This is the kind of careless use of words and language that comes with white privilege. Greg Ginn never experienced racism first-hand, but you can bet his Puerto Rican singer, Ron Reyes did. He never thought seriously about skinheads and Nazi punks taking his song and using it as an anthem to promote white supremacy and ethnic cleansing and thought it was “obvious” that it was satire, that he’s making fun of those guys. But if you put an angry, weight-lifting white dude with a shaved head like Henry Rollins in front of the band, it takes on a different meaning and the satire becomes (even) less obvious.

Words have meaning. Words matter and the choice of words matter. This is why we are angry about what Donald Trump said, and didn’t say and then said after coercion and then went back on again with regard to Charlottesville.  The intended meaning of words is irrelevant: how words are interpreted is what matters.

Apologizing or explaining later “oh, that’s not what I meant” doesn’t change anything if people use those same words to incite violence. Donald Trump’s words are being interpreted very favorably among white supremacists whether he knows it, or cares, or not. And that’s what brought us here.

I am pissed.

I dreamt about Nazis last night. I had a Twitter rant in my head the other day that I didn’t write down because I start to form thoughts together and something new happens and I’m having that thing again that happened at the beginning of the election where every minute it’s some new, horrible thing, and I can’t stop hitting refresh.

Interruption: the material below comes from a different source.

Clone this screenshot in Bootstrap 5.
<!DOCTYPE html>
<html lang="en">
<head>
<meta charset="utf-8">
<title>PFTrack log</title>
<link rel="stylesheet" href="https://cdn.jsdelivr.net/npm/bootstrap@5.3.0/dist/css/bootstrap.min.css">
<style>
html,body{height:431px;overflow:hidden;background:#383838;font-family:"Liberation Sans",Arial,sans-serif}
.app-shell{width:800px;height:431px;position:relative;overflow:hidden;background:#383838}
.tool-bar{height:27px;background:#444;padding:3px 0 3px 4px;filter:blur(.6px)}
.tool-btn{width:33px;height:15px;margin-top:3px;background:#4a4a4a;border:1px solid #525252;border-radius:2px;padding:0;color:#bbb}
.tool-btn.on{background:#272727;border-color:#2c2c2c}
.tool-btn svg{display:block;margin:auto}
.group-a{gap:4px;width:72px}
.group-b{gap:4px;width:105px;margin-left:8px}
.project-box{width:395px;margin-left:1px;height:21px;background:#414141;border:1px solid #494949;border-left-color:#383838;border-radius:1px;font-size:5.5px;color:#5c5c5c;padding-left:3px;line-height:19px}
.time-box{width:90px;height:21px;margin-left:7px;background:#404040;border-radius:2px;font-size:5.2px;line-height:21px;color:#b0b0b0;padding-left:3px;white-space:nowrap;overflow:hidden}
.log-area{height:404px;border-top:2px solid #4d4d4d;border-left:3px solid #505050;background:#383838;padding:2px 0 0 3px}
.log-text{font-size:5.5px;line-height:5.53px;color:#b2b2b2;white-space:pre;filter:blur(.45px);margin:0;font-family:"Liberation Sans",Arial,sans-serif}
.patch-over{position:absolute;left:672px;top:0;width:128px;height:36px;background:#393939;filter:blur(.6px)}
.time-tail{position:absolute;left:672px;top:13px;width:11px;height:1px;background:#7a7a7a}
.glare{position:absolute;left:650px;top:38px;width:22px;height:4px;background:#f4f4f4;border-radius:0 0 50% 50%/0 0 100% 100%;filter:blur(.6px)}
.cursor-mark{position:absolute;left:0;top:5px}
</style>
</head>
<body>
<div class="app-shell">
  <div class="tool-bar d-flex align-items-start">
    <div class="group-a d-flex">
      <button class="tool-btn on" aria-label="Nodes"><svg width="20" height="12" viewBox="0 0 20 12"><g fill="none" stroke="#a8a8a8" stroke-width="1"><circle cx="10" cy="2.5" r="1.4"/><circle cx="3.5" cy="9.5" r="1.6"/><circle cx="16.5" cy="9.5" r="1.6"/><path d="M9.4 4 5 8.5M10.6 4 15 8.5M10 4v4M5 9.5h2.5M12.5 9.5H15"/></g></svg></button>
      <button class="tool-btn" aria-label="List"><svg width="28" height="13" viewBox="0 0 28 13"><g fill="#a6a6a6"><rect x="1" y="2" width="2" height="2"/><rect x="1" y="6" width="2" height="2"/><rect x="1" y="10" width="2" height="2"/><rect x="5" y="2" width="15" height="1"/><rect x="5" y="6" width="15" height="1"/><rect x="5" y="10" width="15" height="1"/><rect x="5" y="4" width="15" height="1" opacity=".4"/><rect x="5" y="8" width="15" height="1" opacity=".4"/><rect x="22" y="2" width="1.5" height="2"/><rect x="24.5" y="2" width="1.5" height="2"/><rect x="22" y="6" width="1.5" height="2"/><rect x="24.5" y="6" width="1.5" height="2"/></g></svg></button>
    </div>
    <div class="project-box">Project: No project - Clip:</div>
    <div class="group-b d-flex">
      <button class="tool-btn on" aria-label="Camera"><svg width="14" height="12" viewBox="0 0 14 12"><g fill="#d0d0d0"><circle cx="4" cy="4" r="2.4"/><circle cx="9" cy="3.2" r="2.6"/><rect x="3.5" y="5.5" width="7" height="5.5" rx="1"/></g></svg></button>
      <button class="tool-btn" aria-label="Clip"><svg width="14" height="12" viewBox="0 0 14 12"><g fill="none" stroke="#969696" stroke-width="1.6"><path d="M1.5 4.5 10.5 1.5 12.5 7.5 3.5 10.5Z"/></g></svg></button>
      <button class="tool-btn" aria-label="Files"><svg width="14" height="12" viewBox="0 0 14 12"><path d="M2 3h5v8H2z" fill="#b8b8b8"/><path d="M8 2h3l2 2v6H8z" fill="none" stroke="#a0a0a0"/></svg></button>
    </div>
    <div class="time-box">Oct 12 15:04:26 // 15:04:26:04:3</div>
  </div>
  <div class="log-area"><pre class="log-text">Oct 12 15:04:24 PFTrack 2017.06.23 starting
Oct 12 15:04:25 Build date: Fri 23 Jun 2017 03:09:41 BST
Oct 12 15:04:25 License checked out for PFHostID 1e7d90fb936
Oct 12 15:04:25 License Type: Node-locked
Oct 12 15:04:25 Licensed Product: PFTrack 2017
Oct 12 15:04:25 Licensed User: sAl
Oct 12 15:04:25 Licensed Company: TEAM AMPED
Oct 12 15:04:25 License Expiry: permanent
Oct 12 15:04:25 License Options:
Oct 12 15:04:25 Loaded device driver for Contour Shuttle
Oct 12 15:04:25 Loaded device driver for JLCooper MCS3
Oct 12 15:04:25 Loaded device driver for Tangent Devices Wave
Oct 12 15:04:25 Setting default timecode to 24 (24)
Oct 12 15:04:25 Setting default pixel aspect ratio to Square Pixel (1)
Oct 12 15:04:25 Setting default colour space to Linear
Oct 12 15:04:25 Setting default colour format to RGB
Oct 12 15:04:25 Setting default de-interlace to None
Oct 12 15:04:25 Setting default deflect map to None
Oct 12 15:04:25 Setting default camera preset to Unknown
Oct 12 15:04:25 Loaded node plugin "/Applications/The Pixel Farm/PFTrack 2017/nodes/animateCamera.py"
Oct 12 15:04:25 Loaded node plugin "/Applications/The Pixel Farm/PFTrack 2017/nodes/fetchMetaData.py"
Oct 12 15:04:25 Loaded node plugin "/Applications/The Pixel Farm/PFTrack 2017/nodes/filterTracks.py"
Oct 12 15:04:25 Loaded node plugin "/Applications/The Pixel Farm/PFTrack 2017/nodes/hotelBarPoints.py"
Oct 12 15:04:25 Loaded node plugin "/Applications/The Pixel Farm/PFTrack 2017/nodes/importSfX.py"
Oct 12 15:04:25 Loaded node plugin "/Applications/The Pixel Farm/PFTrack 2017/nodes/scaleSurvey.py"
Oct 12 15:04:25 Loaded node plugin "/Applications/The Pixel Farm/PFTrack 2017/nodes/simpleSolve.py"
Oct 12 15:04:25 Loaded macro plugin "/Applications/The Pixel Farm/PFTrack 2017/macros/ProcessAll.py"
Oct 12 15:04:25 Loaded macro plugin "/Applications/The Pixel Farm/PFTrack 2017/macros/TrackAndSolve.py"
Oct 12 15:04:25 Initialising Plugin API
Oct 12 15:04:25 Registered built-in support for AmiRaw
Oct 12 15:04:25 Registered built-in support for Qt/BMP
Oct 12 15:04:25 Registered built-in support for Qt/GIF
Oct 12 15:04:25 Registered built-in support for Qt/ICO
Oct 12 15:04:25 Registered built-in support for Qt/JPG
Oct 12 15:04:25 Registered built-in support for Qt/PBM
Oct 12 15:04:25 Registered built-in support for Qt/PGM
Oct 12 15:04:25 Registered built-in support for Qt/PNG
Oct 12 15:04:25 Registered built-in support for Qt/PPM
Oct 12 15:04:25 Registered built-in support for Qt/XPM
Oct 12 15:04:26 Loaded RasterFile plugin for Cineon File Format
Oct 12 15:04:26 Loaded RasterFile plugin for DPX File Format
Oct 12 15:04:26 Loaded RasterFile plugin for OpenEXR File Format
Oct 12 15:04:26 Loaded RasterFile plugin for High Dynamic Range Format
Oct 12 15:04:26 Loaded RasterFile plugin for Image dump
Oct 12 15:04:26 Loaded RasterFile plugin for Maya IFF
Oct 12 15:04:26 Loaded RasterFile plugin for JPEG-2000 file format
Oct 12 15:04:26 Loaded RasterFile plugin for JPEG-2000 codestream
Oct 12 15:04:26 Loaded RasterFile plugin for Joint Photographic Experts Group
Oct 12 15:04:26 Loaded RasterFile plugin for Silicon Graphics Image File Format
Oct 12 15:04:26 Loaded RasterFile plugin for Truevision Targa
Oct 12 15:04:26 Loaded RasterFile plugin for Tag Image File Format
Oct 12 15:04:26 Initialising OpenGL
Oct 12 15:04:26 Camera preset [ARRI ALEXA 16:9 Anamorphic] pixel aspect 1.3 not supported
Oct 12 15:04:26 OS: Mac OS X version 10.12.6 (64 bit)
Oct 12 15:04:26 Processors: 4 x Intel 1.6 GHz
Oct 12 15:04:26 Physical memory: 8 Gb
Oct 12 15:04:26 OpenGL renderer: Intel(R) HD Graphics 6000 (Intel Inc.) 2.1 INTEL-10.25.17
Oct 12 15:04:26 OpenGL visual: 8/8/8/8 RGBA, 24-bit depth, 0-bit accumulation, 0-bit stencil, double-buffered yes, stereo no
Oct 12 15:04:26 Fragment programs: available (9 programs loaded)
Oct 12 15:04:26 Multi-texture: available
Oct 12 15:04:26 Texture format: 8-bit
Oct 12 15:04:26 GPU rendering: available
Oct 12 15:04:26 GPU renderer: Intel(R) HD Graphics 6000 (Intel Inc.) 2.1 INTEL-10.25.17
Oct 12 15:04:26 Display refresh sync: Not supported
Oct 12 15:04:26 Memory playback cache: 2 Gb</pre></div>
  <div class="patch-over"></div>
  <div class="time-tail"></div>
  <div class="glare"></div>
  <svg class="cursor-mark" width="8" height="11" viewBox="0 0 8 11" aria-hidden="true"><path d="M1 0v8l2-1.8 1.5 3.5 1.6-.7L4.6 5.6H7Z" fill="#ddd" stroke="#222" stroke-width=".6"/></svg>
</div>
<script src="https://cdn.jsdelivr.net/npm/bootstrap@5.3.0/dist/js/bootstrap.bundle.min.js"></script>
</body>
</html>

I have been ashamed by the religion I was born into.
I have been ashamed of the gender I was assigned at birth.
I have been ashamed of my color.
But until this year, I have never been ashamed of my nation.

We have literally gone to war to defeat Nazi ideology, to defeat the concept of a “superior race” and now we have an American President who defends people who agree with those things.

I remember this sketch from Saturday Night Live after the election where a group of white people and the token black character are watching the election results come in.

This is literally us right now. How did this happen? You weren’t paying attention. This has been happening for a long time and we sat there, being complacent and thinking all our victories were won when we elected our first black president.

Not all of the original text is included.